■ Material provided:
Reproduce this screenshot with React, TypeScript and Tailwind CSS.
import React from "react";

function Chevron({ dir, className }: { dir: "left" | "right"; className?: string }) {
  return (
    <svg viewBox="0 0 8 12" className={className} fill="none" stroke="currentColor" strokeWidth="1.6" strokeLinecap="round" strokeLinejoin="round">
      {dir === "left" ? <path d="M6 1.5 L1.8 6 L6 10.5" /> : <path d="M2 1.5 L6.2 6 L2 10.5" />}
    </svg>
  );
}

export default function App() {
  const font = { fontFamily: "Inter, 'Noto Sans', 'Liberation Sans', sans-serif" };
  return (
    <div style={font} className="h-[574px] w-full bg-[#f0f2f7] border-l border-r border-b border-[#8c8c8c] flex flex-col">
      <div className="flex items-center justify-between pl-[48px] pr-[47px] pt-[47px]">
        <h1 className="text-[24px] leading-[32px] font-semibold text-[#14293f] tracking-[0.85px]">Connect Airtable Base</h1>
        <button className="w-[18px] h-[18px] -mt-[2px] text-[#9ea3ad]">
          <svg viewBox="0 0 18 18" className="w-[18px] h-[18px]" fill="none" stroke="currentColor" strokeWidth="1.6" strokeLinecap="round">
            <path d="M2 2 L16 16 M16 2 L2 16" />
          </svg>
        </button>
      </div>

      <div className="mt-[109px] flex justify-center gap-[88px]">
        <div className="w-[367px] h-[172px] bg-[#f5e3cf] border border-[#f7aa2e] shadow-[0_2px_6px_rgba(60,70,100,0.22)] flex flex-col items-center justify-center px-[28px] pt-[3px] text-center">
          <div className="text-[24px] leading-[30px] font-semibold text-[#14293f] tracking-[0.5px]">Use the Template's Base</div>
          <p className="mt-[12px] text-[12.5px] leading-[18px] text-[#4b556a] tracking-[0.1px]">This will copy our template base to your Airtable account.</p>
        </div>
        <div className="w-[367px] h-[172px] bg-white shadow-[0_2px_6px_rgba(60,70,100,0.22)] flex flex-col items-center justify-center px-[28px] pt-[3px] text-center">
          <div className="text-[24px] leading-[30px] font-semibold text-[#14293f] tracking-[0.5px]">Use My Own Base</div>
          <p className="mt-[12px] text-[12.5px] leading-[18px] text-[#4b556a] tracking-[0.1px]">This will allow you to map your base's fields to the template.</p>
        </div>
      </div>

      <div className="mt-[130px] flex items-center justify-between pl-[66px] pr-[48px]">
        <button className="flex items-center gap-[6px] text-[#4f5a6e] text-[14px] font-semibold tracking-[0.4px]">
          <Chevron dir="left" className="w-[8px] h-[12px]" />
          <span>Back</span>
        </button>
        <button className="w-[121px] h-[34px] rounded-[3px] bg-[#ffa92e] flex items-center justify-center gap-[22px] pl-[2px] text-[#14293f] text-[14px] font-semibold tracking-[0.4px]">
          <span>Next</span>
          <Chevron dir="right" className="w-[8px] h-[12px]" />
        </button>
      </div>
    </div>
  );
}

■ Problem requirements: Copy out every line of the listing that contains the string "React".

■ Output below:
Reproduce this screenshot with React, TypeScript and Tailwind CSS.
import React from "react";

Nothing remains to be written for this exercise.